Born and raised in rural upstate New York, Ted Neal has received degrees from Southern Illinois University Edwardsville (MFA 1998), Utah State University (BFA 1995), and Brigham Young University Idaho (AAS 1991). After graduate school Ted taught as an Adjunct Assistant Professor at Southern Illinois University Edwardsville. He moved back to Logan, Utah in 2001 to take the position of technology instructor and studio coordinator for the ceramics area at Utah State University. (2001-2006) His work has been featured in numerous exhibitions including: NCECA Clay National Columbus, OH, Mastery in Clay The Clay Studio Philadelphia, PA, Forms and Shapes: The Useful Teapot AKAR Gallery Iowa City, IA, Mineralogy and Metallurgy: The Multi-media Ceramic Vessel University of Louisville, Louisville KY. Ted is currently a studio artist and Assistant Professor of Ceramics and area head in the Art Department of Ball State University in Muncie Indiana.
Brittany Mojo was born and raised in Northeast NJ. She received her BFA in Ceramics from California State University, Long Beach and her MFA from UCLA in 2016. She currently teaches ceramics and sculpture at Orange Coast College and LaSierra University. She is a member of the artist-run collective, TSA LA.

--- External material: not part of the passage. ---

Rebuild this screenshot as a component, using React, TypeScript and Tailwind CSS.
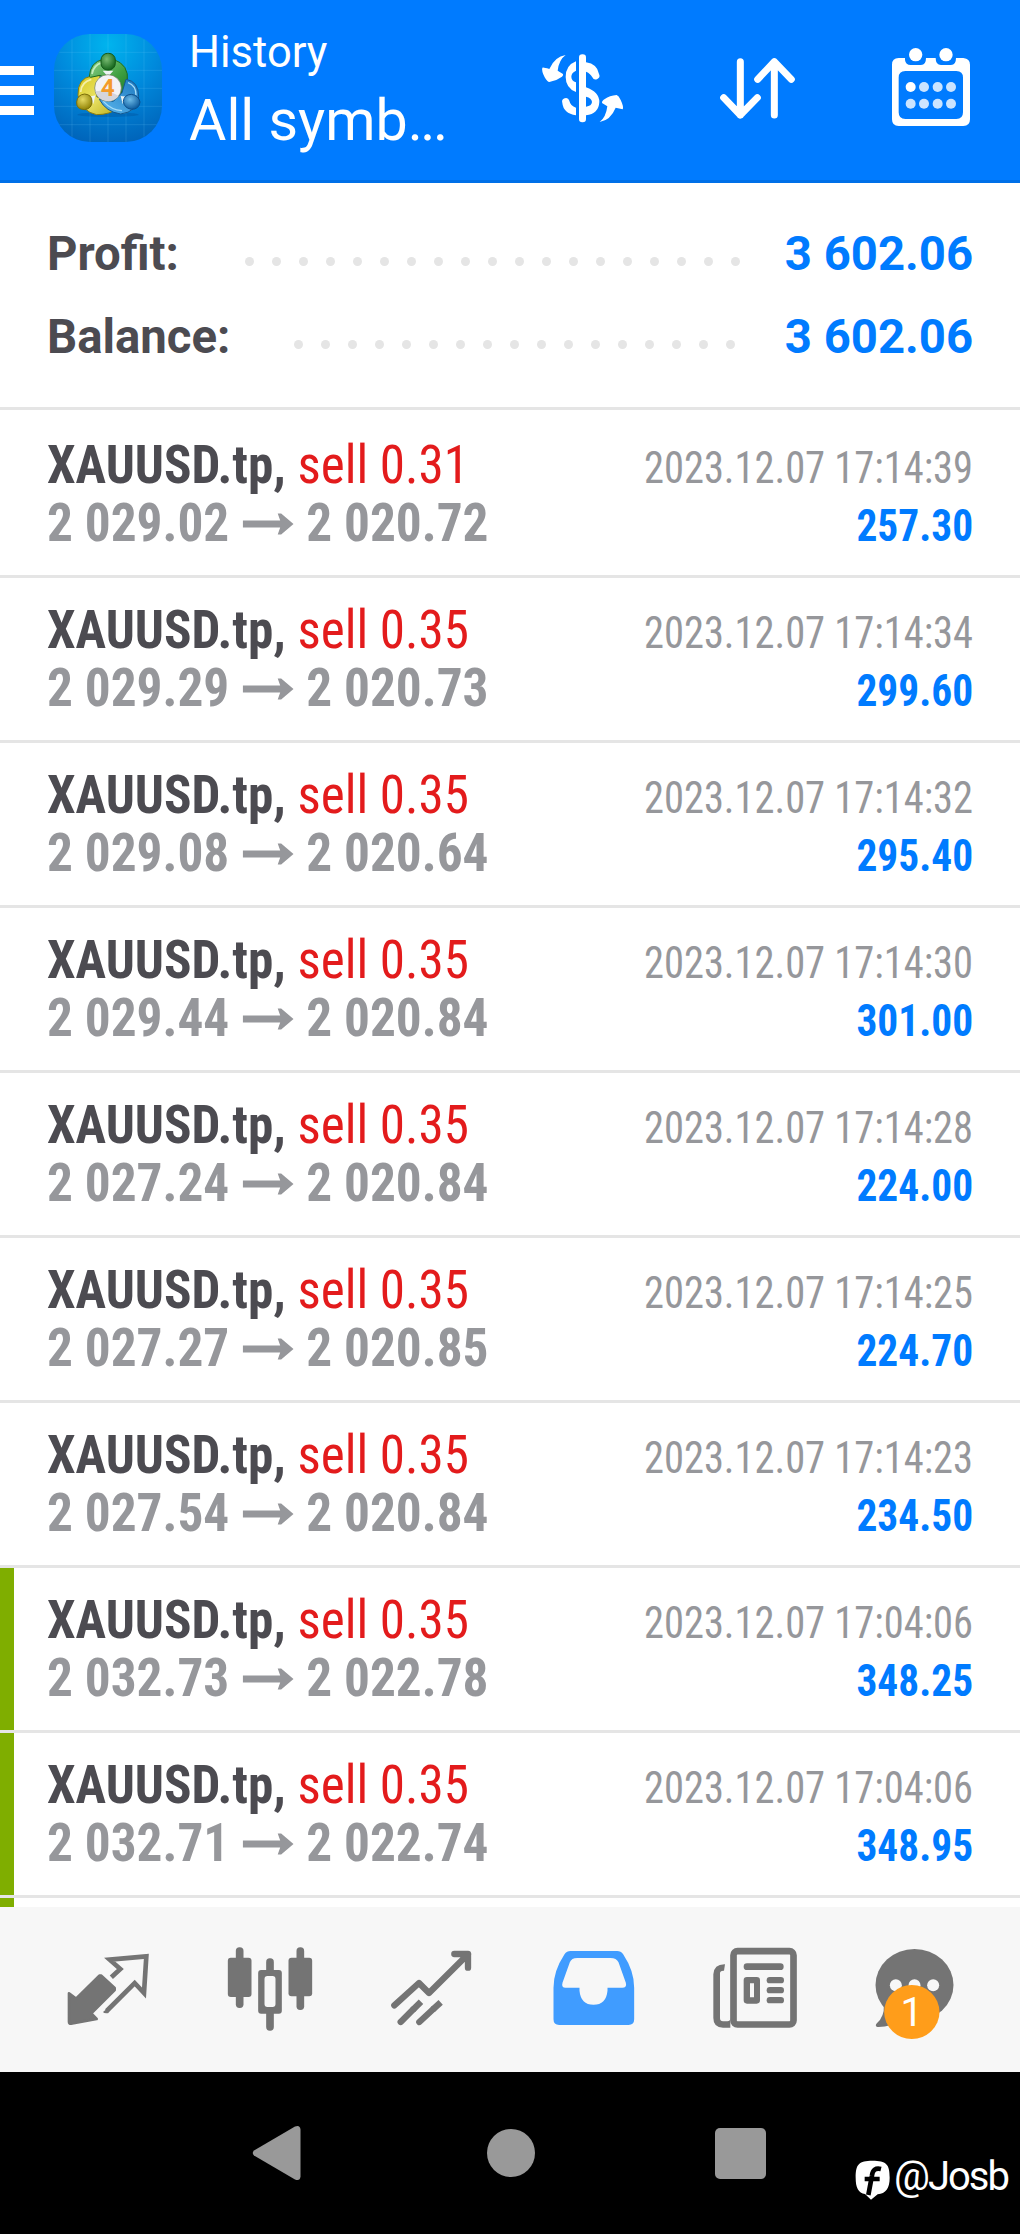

Interested in time and labor, Mojo investigates the histories of gendered work through the manipulation of material. Using traditional processes, Mojo negotiates the utility of service and its relationship to women’s work. Positing these processes as valid through their magnification ultimately questions certain value systems, while aiming to reconstruct rigid material hierarchies and gendered processes.
Using the image of function as an armature for material exploration and installation, objects act as stand-ins for a lived experience within our everyday. Objects like vessels, chairs, lamps, tools, bikes, and furniture are realized from materials that leave evidence of the hand. The work confronts sculpture and craft, fine art and design and the nuanced concepts within.
Rebecca Chappell received her M.F.A. from the New York State College of Ceramics at Alfred University in 2008 and her B.F.A. from the Cleveland Institute of Art in 2003. Chappell has participated in solo and group exhibitions across the US. Rebecca was awarded the Evelyn Shapiro Foundation Fellowship in 2010. She currently resides in Philadelphia PA where she is a resident artist and class teacher at The Clay Studio.